Если человек пишет нотариальное согласие, где прописывает как распорядиться клетками в случае гибели, это будет выполняться

– Что будут делать с биологическим материалом, если военный или военная погибли?

– Это тоже дискуссионная тема. Давайте еще раз вернемся к трансплантации. Должно быть согласие. Если человек пишет нотариальное согласие, где прописывает как распорядиться клетками в случае гибели, это будет выполняться. Например, отдать жене или отдать в общий банк. Мы это пожелание должны выполнить. Если жена или муж хочет взять клетки своего супруга, то такие варианты мы также проговаривали и сейчас работаем над разработкой нормативов, в каких случаях можно забрать эти клетки. С человеком, потерявшим близкого, будет работать психолог и другие врачи. И в зависимости от состояния и желания эти вопросы будут решаться. Я не поддерживаю мнение, что такие клетки в обязательном порядке должны быть утилизированы при смерти. Человек сам должен принимать решение.

Человек должен осознавать, что родившийся ребенок будет только для него, а не для материального обеспечения

— Тогда мой следующий вопрос: могут ли (теоретически) быть злоупотребления с использованием биологического материала военных, уже погибших, например, для получения льгот на рожденных от них детей?

– И это мы проговаривали. Мы допускали, и такой вариант, что ребенок рожден от погибшего отца или матери без льгот. Человек должен осознавать, что родившийся ребенок будет только для него, а не для материального обеспечения. Чтобы не было злоупотреблений, таких как рождение детей для получения условных «квартир».

– Это тоже приходит в голову: рождается ребенок, устанавливается отцовство, а это сейчас очень просто. И хорошо, если это была жена или любимая погибшего военного. Но это может быть, теоретически, и совершенно посторонняя женщина. Имеет ли такой ребенок льготы? Но независимо ни от чего – это же все равно ребенок погибшего военного. Вот такая юридическая коллизия. Страшно, что будут злоупотребления.

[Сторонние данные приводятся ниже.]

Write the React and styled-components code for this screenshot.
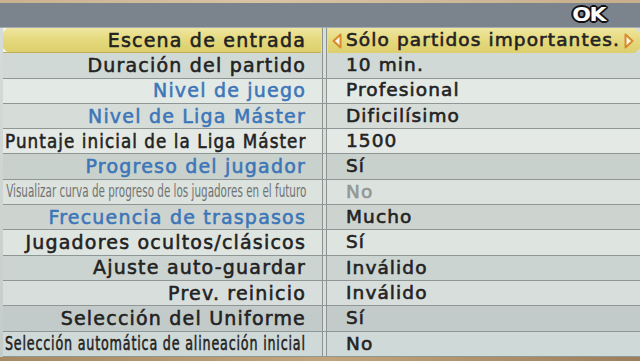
import React, { useLayoutEffect, useRef, useState } from "react";
import styled, { createGlobalStyle } from "styled-components";

const Global = createGlobalStyle`
  html, body { margin: 0; padding: 0; background: #b9a07e; }
  body { width: 640px; height: 361px; overflow: hidden; font-family: "DejaVu Sans", "Liberation Sans", sans-serif; }
  #root { width: 640px; height: 361px; }
`;

const Screen = styled.div`
  width: 640px;
  height: 361px;
  display: flex;
  flex-direction: column;
  background: #c9ced0;
`;

const TopStrip = styled.div`
  height: 3px;
  background: linear-gradient(90deg, #c9b18f, #d8c3a3 40%, #c6ae8c);
`;

const Header = styled.div`
  height: 24px;
  background: #7b838c;
  border-bottom: 1px solid #a6adb2;
  display: flex;
  align-items: center;
  justify-content: flex-end;
  padding-right: 35px;
`;

const OkMark = styled.span`
  font-family: "DejaVu Sans", sans-serif;
  font-weight: bold;
  font-size: 22px;
  letter-spacing: -1.5px;
  color: #ffffff;
  line-height: 1;
  transform: scaleY(0.88);
  text-shadow:
    -2px 0 #111, 2px 0 #111, 0 -2px #111, 0 2px #111,
    -1.5px -1.5px #111, 1.5px -1.5px #111, -1.5px 1.5px #111, 1.5px 1.5px #111;
`;

const Table = styled.div`
  height: 330px;
  display: grid;
  grid-template-rows: repeat(13, 1fr);
  padding: 0 4px 0 3px;
  background: linear-gradient(180deg, #d6dcda, #c4ccca);
`;

const Row = styled.div`
  display: grid;
  grid-template-columns: 318px 7px 1fr;
  min-height: 0;
  border-bottom: ${(p) => (p.$active ? "none" : "1.5px solid #8f9796")};
  background: ${(p) => p.$tone};
`;

const yellow = "linear-gradient(180deg, #efe6a0 0%, #e6da80 45%, #ddcf6c 100%)";

const LabelCell = styled.div`
  position: relative;
  display: flex;
  align-items: center;
  justify-content: flex-end;
  padding-right: 15px;
  white-space: nowrap;
  background: ${(p) => (p.$active ? yellow : "transparent")};
  border-bottom: ${(p) => (p.$active ? "1px solid #bfae58" : "none")};
  ${(p) =>
    p.$active &&
    `
    &::before, &::after {
      content: "";
      position: absolute;
      left: 0;
      width: 0; height: 0;
      border-style: solid;
    }
    &::before { top: 0; border-width: 4px 4px 0 0; border-color: #f4f4f0 transparent transparent transparent; }
    &::after { bottom: 0; border-width: 4px 0 0 4px; border-color: transparent transparent transparent #f4f4f0; }
  `}
`;

const LabelText = styled.span`
  display: inline-block;
  font-size: ${(p) => (p.$small ? "17.5px" : "19px")};
  font-weight: normal;
  letter-spacing: ${(p) => (p.$small ? "0" : "1.2px")};
  -webkit-text-stroke: ${(p) => (p.$small ? "0" : "0.55px")} ${(p) => p.$color};
  color: ${(p) => p.$color};
  transform-origin: right center;
  line-height: 1;
`;

const Divider = styled.div`
  border-left: 1.5px solid #8c9492;
  border-right: 1.5px solid #8c9492;
  background: #d9dedd;
  margin: 0 1px;
`;

const ValueCell = styled.div`
  display: flex;
  align-items: center;
  padding-left: ${(p) => (p.$active ? "4px" : "18px")};
  padding-right: 6px;
  white-space: nowrap;
  font-size: 18.5px;
  letter-spacing: 1.1px;
  color: ${(p) => (p.$disabled ? "#929696" : "#232323")};
  -webkit-text-stroke: 0.6px ${(p) => (p.$disabled ? "#929696" : "#232323")};
  background: ${(p) => (p.$active ? yellow : "transparent")};
  clip-path: ${(p) =>
    p.$active
      ? "polygon(0 0, calc(100% - 5px) 0, 100% 5px, 100% calc(100% - 5px), calc(100% - 5px) 100%, 0 100%)"
      : "none"};
  line-height: 1;
  gap: 4px;
`;

const ValueText = styled.span`
  flex: 1;
`;

const Arrow = ({ dir }) => (
  <svg width="10" height="16" viewBox="0 0 10 16" style={{ flex: "none" }}>
    <polygon
      points={dir === "left" ? "8.5,1.5 1.5,8 8.5,14.5" : "1.5,1.5 8.5,8 1.5,14.5"}
      fill="#fbf7ea"
      stroke="#d98a2a"
      strokeWidth="2"
      strokeLinejoin="round"
    />
  </svg>
);

const FitLabel = ({ text, color, small, fit }) => {
  const ref = useRef(null);
  const [scale, setScale] = useState(1);
  useLayoutEffect(() => {
    if (fit && ref.current) {
      const w = ref.current.offsetWidth;
      if (w > fit) setScale(fit / w);
    }
  }, [fit, text]);
  return (
    <LabelText
      ref={ref}
      $color={color}
      $small={small}
      style={scale !== 1 ? { transform: `scaleX(${scale})` } : undefined}
    >
      {text}
    </LabelText>
  );
};

const BLACK = "#222222";
const BLUE = "#3c76b8";
const GREY = "#6f7373";

const rows = [
  { label: "Escena de entrada", value: "Sólo partidos importantes.", active: true, color: BLACK },
  { label: "Duración del partido", value: "10 min.", color: BLACK, tone: "#d0d9d5" },
  { label: "Nivel de juego", value: "Profesional", color: BLUE, tone: "#e3e9e5" },
  { label: "Nivel de Liga Máster", value: "Dificilísimo", color: BLUE, tone: "#d6ddd9" },
  { label: "Puntaje inicial de la Liga Máster", value: "1500", color: BLACK, tone: "#e4e9e5", fit: 301 },
  { label: "Progreso del jugador", value: "Sí", color: BLUE, tone: "#c9d1cd" },
  {
    label: "Visualizar curva de progreso de los jugadores en el futuro",
    value: "No",
    color: GREY,
    tone: "#dce2de",
    small: true,
    fit: 300,
    disabled: true,
  },
  { label: "Frecuencia de traspasos", value: "Mucho", color: BLUE, tone: "#cdd4d0" },
  { label: "Jugadores ocultos/clásicos", value: "Sí", color: BLACK, tone: "#dee4e0" },
  { label: "Ajuste auto-guardar", value: "Inválido", color: BLACK, tone: "#ccd4d1" },
  { label: "Prev. reinicio", value: "Inválido", color: BLACK, tone: "#d7dedb" },
  { label: "Selección del Uniforme", value: "Sí", color: BLACK, tone: "#c2cbc9" },
  { label: "Selección automática de alineación inicial", value: "No", color: BLACK, tone: "#cfd9d8", fit: 301 },
];

const BottomStrip = styled.div`
  height: 4px;
  background: linear-gradient(90deg, #a88a62, #c2a47c 50%, #9c7f5a);
`;

export default function App() {
  return (
    <>
      <Global />
      <Screen>
        <TopStrip />
        <Header>
          <OkMark>OK</OkMark>
        </Header>
        <Table>
          {rows.map((r) => (
            <Row key={r.label} $active={r.active} $tone={r.active ? "transparent" : r.tone}>
              <LabelCell $active={r.active}>
                <FitLabel text={r.label} color={r.color} small={r.small} fit={r.fit} />
              </LabelCell>
              <Divider />
              <ValueCell $active={r.active} $disabled={r.disabled}>
                {r.active && <Arrow dir="left" />}
                <ValueText>{r.value}</ValueText>
                {r.active && <Arrow dir="right" />}
              </ValueCell>
            </Row>
          ))}
        </Table>
        <BottomStrip />
      </Screen>
    </>
  );
}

– Этим должны заниматься еще юристы. Мы сейчас делаем законопроект, который поможет сохранить генетический материал для живых бойцов, получивших ранения и больше не имеющих детей.
Мы такой проект делаем впервые и должны отработать механизм. Пока мы решили, что сейчас наш проект максимально уделит внимание раненым, а потом мы будем работать дальше и постепенно придем к решению всех спорных вопросов, в том числе с материалом погибших защитников и защитниц.

– Почему эта инициатива важна сегодня? И почему этим никто не занимался с 2014 года?

— Наверное, меня не было в Раде (смеется) и никому это не пришло в голову. Я проговорила этот законопроект со всеми фракциями и мне говорили, что это очень хорошая инициатива. И когда голосовали не было ни одной «желтой» кнопки. И хорошо, что сейчас поддержали.

— Как вы считаете, у самих военных эта инициатива будет иметь отклик?

— Будет. Мы собирались в марте, и военные тоже с нами были. И они говорили, что не знали, что так можно. А сейчас они об этом уже задумались. Об этом нужно говорить, это нужно разъяснять. Сейчас очень важно сохранить наш генофонд нации, потому что это наш золотой запас. Наши военные сейчас борются за наше будущее, и мы должны позаботиться об их.